-- TASK BRIEF --
Copy out the data exactly, leaving the pictures behind.

◆ ◆ ◆

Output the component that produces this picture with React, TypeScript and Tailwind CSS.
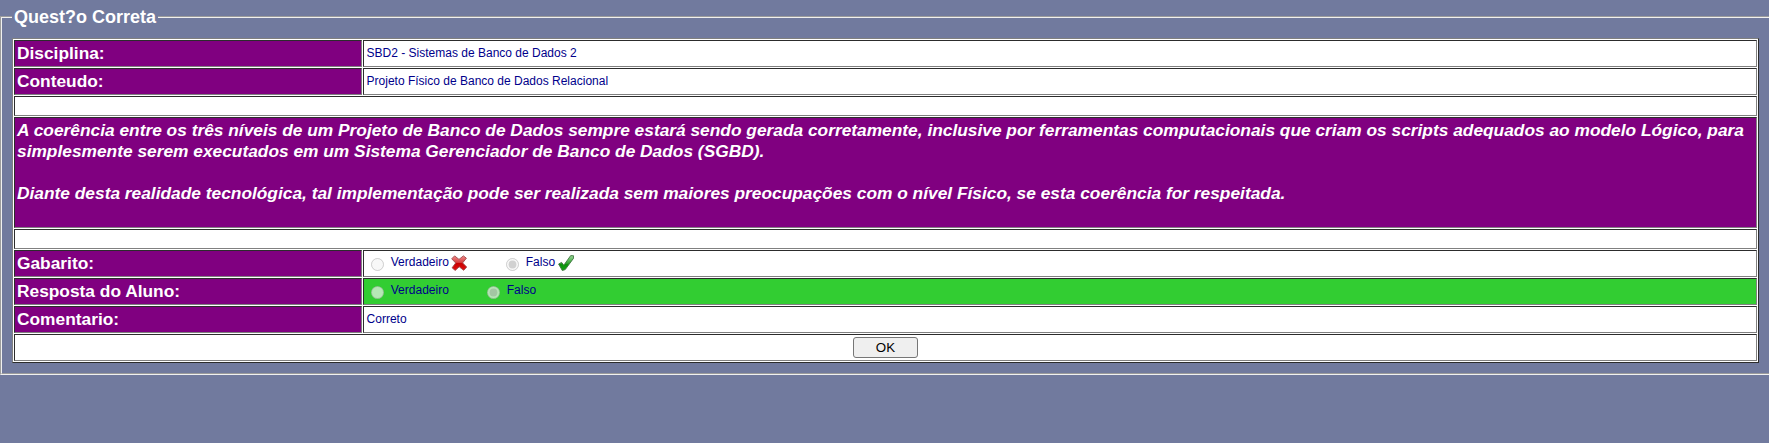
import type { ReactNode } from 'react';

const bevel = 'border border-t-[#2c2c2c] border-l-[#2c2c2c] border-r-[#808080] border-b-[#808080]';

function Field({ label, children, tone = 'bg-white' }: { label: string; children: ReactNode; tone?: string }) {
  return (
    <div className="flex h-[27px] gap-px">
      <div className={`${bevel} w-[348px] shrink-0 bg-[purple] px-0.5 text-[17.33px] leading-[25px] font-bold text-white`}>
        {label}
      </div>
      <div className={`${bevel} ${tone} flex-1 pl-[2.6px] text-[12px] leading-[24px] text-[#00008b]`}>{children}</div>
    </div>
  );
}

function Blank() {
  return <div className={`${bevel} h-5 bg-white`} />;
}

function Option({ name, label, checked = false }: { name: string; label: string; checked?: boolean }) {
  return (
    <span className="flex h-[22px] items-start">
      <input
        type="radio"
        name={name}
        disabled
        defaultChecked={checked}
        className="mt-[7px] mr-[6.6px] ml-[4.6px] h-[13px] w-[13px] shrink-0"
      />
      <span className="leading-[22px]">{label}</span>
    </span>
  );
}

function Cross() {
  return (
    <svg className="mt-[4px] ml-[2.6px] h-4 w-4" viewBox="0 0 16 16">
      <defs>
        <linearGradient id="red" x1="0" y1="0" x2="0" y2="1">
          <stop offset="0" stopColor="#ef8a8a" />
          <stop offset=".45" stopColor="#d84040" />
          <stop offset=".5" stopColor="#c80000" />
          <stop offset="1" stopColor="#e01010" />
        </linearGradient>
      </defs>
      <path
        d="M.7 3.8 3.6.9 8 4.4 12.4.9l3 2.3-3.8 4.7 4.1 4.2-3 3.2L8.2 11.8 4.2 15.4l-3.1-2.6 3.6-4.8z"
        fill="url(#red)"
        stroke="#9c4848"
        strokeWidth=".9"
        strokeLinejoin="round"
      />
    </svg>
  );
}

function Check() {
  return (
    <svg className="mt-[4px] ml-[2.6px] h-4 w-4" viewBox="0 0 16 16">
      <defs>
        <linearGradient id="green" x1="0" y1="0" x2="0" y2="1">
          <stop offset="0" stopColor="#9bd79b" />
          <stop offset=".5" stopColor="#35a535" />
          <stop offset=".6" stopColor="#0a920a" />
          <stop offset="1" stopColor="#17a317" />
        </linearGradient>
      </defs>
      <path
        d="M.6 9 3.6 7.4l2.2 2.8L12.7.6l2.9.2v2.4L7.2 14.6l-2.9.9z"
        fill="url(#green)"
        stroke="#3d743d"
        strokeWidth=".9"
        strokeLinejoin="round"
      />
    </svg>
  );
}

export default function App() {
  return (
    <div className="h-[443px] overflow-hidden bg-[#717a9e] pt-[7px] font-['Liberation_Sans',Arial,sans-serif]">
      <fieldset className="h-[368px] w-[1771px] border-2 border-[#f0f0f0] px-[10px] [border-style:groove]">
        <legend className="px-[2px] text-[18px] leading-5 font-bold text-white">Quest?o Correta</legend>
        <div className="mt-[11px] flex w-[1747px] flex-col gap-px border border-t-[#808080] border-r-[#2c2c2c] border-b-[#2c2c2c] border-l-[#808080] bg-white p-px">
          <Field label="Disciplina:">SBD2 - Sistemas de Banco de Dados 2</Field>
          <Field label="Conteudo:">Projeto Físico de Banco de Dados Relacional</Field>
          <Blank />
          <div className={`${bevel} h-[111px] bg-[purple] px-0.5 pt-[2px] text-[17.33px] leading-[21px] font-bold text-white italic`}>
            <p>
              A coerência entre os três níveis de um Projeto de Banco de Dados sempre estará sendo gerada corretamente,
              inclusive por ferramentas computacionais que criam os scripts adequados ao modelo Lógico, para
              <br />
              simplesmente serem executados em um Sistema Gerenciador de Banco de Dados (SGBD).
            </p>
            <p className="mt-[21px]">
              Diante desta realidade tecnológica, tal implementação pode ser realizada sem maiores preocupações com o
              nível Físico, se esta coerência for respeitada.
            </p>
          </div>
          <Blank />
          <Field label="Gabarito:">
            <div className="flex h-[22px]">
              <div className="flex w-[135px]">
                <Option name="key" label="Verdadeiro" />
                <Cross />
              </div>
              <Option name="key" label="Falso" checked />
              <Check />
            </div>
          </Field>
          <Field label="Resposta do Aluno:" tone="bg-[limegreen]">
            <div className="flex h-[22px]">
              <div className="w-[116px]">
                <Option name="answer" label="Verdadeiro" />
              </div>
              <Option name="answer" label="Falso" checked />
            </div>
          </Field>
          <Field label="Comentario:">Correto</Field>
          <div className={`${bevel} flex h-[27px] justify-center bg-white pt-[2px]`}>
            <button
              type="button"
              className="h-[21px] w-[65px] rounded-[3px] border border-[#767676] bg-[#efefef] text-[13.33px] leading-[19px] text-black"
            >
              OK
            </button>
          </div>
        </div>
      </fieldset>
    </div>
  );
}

◆ ◆ ◆

-- EXERCISE RESPONSE --
Output the component that produces this picture with React, TypeScript and Tailwind CSS.
import type { ReactNode } from 'react';

const bevel = 'border border-t-[#2c2c2c] border-l-[#2c2c2c] border-r-[#808080] border-b-[#808080]';

function Field({ label, children, tone = 'bg-white' }: { label: string; children: ReactNode; tone?: string }) {
  return (
    <div className="flex h-[27px] gap-px">
      <div className={`${bevel} w-[348px] shrink-0 bg-[purple] px-0.5 text-[17.33px] leading-[25px] font-bold text-white`}>
        {label}
      </div>
      <div className={`${bevel} ${tone} flex-1 pl-[2.6px] text-[12px] leading-[24px] text-[#00008b]`}>{children}</div>
    </div>
  );
}

function Blank() {
  return <div className={`${bevel} h-5 bg-white`} />;
}

function Option({ name, label, checked = false }: { name: string; label: string; checked?: boolean }) {
  return (
    <span className="flex h-[22px] items-start">
      <input
        type="radio"
        name={name}
        disabled
        defaultChecked={checked}
        className="mt-[7px] mr-[6.6px] ml-[4.6px] h-[13px] w-[13px] shrink-0"
      />
      <span className="leading-[22px]">{label}</span>
    </span>
  );
}

function Cross() {
  return (
    <svg className="mt-[4px] ml-[2.6px] h-4 w-4" viewBox="0 0 16 16">
      <defs>
        <linearGradient id="red" x1="0" y1="0" x2="0" y2="1">
          <stop offset="0" stopColor="#ef8a8a" />
          <stop offset=".45" stopColor="#d84040" />
          <stop offset=".5" stopColor="#c80000" />
          <stop offset="1" stopColor="#e01010" />
        </linearGradient>
      </defs>
      <path
        d="M.7 3.8 3.6.9 8 4.4 12.4.9l3 2.3-3.8 4.7 4.1 4.2-3 3.2L8.2 11.8 4.2 15.4l-3.1-2.6 3.6-4.8z"
        fill="url(#red)"
        stroke="#9c4848"
        strokeWidth=".9"
        strokeLinejoin="round"
      />
    </svg>
  );
}

function Check() {
  return (
    <svg className="mt-[4px] ml-[2.6px] h-4 w-4" viewBox="0 0 16 16">
      <defs>
        <linearGradient id="green" x1="0" y1="0" x2="0" y2="1">
          <stop offset="0" stopColor="#9bd79b" />
          <stop offset=".5" stopColor="#35a535" />
          <stop offset=".6" stopColor="#0a920a" />
          <stop offset="1" stopColor="#17a317" />
        </linearGradient>
      </defs>
      <path
        d="M.6 9 3.6 7.4l2.2 2.8L12.7.6l2.9.2v2.4L7.2 14.6l-2.9.9z"
        fill="url(#green)"
        stroke="#3d743d"
        strokeWidth=".9"
        strokeLinejoin="round"
      />
    </svg>
  );
}

export default function App() {
  return (
    <div className="h-[443px] overflow-hidden bg-[#717a9e] pt-[7px] font-['Liberation_Sans',Arial,sans-serif]">
      <fieldset className="h-[368px] w-[1771px] border-2 border-[#f0f0f0] px-[10px] [border-style:groove]">
        <legend className="px-[2px] text-[18px] leading-5 font-bold text-white">Quest?o Correta</legend>
        <div className="mt-[11px] flex w-[1747px] flex-col gap-px border border-t-[#808080] border-r-[#2c2c2c] border-b-[#2c2c2c] border-l-[#808080] bg-white p-px">
          <Field label="Disciplina:">SBD2 - Sistemas de Banco de Dados 2</Field>
          <Field label="Conteudo:">Projeto Físico de Banco de Dados Relacional</Field>
          <Blank />
          <div className={`${bevel} h-[111px] bg-[purple] px-0.5 pt-[2px] text-[17.33px] leading-[21px] font-bold text-white italic`}>
            <p>
              A coerência entre os três níveis de um Projeto de Banco de Dados sempre estará sendo gerada corretamente,
              inclusive por ferramentas computacionais que criam os scripts adequados ao modelo Lógico, para
              <br />
              simplesmente serem executados em um Sistema Gerenciador de Banco de Dados (SGBD).
            </p>
            <p className="mt-[21px]">
              Diante desta realidade tecnológica, tal implementação pode ser realizada sem maiores preocupações com o
              nível Físico, se esta coerência for respeitada.
            </p>
          </div>
          <Blank />
          <Field label="Gabarito:">
            <div className="flex h-[22px]">
              <div className="flex w-[135px]">
                <Option name="key" label="Verdadeiro" />
                <Cross />
              </div>
              <Option name="key" label="Falso" checked />
              <Check />
            </div>
          </Field>
          <Field label="Resposta do Aluno:" tone="bg-[limegreen]">
            <div className="flex h-[22px]">
              <div className="w-[116px]">
                <Option name="answer" label="Verdadeiro" />
              </div>
              <Option name="answer" label="Falso" checked />
            </div>
          </Field>
          <Field label="Comentario:">Correto</Field>
          <div className={`${bevel} flex h-[27px] justify-center bg-white pt-[2px]`}>
            <button
              type="button"
              className="h-[21px] w-[65px] rounded-[3px] border border-[#767676] bg-[#efefef] text-[13.33px] leading-[19px] text-black"
            >
              OK
            </button>
          </div>
        </div>
      </fieldset>
    </div>
  );
}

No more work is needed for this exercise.